DATASET EXTRACT:
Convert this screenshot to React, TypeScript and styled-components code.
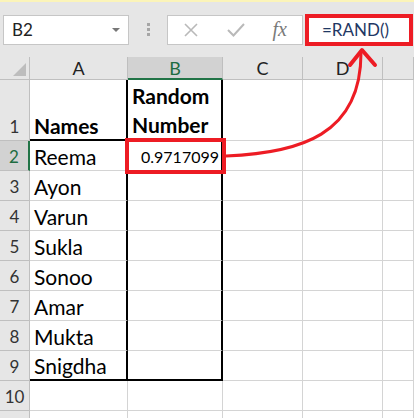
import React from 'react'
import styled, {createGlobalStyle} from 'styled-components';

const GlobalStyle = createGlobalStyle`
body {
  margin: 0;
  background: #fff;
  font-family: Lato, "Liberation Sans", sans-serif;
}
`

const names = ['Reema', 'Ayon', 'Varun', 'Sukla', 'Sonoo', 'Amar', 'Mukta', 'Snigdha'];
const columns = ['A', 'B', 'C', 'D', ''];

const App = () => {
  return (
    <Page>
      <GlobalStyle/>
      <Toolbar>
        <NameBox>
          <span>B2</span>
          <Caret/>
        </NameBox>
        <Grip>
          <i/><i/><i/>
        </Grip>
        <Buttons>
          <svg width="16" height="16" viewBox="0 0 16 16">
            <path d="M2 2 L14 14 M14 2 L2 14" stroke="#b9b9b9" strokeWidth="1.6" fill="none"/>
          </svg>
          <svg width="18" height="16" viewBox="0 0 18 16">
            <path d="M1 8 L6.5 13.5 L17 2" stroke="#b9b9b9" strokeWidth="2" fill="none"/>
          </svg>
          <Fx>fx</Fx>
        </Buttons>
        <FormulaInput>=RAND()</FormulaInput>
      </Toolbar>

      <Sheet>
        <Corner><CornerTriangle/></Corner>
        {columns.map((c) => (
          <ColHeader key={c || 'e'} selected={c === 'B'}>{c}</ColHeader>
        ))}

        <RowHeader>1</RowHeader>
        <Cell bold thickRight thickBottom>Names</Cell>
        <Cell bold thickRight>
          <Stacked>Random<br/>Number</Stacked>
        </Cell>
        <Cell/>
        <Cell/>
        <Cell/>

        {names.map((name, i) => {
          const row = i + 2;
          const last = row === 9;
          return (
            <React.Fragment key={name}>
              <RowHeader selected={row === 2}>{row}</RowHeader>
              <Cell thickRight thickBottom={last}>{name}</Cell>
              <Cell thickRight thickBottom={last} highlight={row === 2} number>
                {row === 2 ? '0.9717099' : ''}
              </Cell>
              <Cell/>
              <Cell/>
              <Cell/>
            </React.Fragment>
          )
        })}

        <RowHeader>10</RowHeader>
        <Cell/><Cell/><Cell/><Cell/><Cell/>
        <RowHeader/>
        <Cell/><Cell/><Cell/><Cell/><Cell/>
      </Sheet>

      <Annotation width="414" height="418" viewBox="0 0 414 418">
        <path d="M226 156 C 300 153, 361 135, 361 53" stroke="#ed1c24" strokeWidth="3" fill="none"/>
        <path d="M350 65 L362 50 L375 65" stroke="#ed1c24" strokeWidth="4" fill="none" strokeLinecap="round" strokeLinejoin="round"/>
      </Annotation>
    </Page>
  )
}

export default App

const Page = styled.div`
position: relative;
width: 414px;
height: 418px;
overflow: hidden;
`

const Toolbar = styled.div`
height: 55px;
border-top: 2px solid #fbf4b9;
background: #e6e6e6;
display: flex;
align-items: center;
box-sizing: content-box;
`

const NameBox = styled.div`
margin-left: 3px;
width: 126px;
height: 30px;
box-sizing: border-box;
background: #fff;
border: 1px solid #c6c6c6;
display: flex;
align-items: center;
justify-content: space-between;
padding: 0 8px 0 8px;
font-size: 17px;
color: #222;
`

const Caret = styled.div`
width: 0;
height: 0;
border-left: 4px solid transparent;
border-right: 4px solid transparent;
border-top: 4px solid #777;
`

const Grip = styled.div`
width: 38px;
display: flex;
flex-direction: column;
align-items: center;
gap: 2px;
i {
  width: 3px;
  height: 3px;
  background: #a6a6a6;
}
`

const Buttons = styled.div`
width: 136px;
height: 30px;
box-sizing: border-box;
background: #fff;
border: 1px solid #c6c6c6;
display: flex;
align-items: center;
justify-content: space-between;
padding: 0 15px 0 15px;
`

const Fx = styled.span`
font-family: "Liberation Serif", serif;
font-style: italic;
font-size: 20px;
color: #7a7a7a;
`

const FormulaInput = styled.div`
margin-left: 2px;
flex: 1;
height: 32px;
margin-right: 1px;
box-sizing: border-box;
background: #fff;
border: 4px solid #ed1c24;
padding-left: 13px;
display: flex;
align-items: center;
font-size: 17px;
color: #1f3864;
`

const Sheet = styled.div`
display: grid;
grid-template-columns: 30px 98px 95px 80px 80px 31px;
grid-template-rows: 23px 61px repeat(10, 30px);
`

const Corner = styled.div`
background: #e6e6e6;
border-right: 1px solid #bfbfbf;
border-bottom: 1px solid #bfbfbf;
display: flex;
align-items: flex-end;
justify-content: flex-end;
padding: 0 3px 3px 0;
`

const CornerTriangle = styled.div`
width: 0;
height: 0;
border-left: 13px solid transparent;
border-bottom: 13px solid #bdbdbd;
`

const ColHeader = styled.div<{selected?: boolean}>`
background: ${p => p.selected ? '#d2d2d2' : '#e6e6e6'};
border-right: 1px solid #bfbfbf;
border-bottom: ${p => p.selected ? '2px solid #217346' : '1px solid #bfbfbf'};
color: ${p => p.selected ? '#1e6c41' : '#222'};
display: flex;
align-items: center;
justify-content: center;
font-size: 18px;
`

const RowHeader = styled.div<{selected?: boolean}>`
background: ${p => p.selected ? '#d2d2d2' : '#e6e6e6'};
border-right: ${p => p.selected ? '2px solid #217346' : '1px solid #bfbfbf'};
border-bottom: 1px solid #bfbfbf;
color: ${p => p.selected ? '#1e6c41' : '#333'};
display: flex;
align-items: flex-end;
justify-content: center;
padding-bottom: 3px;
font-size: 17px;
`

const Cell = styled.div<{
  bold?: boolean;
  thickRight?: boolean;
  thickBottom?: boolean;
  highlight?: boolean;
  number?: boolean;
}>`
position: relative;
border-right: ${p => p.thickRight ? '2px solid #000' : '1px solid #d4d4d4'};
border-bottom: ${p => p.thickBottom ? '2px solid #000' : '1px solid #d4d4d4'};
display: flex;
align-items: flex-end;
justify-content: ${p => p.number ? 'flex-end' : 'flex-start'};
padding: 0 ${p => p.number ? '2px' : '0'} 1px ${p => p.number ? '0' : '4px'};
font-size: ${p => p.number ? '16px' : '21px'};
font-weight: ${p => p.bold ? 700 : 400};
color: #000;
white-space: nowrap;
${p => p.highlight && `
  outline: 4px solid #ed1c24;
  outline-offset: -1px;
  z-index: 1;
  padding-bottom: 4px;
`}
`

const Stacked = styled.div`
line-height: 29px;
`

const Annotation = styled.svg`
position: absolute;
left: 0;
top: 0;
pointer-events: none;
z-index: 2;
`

INSTRUCTIONS FOR THE TASK:
In the data above, please extract the lines from the first one through the line with "const columns = ['A', 'B', 'C', 'D', ''];", exactly, and keep pictures out.

ANSWER FOR THIS EXERCISE:
Convert this screenshot to React, TypeScript and styled-components code.
import React from 'react'
import styled, {createGlobalStyle} from 'styled-components';

const GlobalStyle = createGlobalStyle`
body {
  margin: 0;
  background: #fff;
  font-family: Lato, "Liberation Sans", sans-serif;
}
`

const names = ['Reema', 'Ayon', 'Varun', 'Sukla', 'Sonoo', 'Amar', 'Mukta', 'Snigdha'];
const columns = ['A', 'B', 'C', 'D', ''];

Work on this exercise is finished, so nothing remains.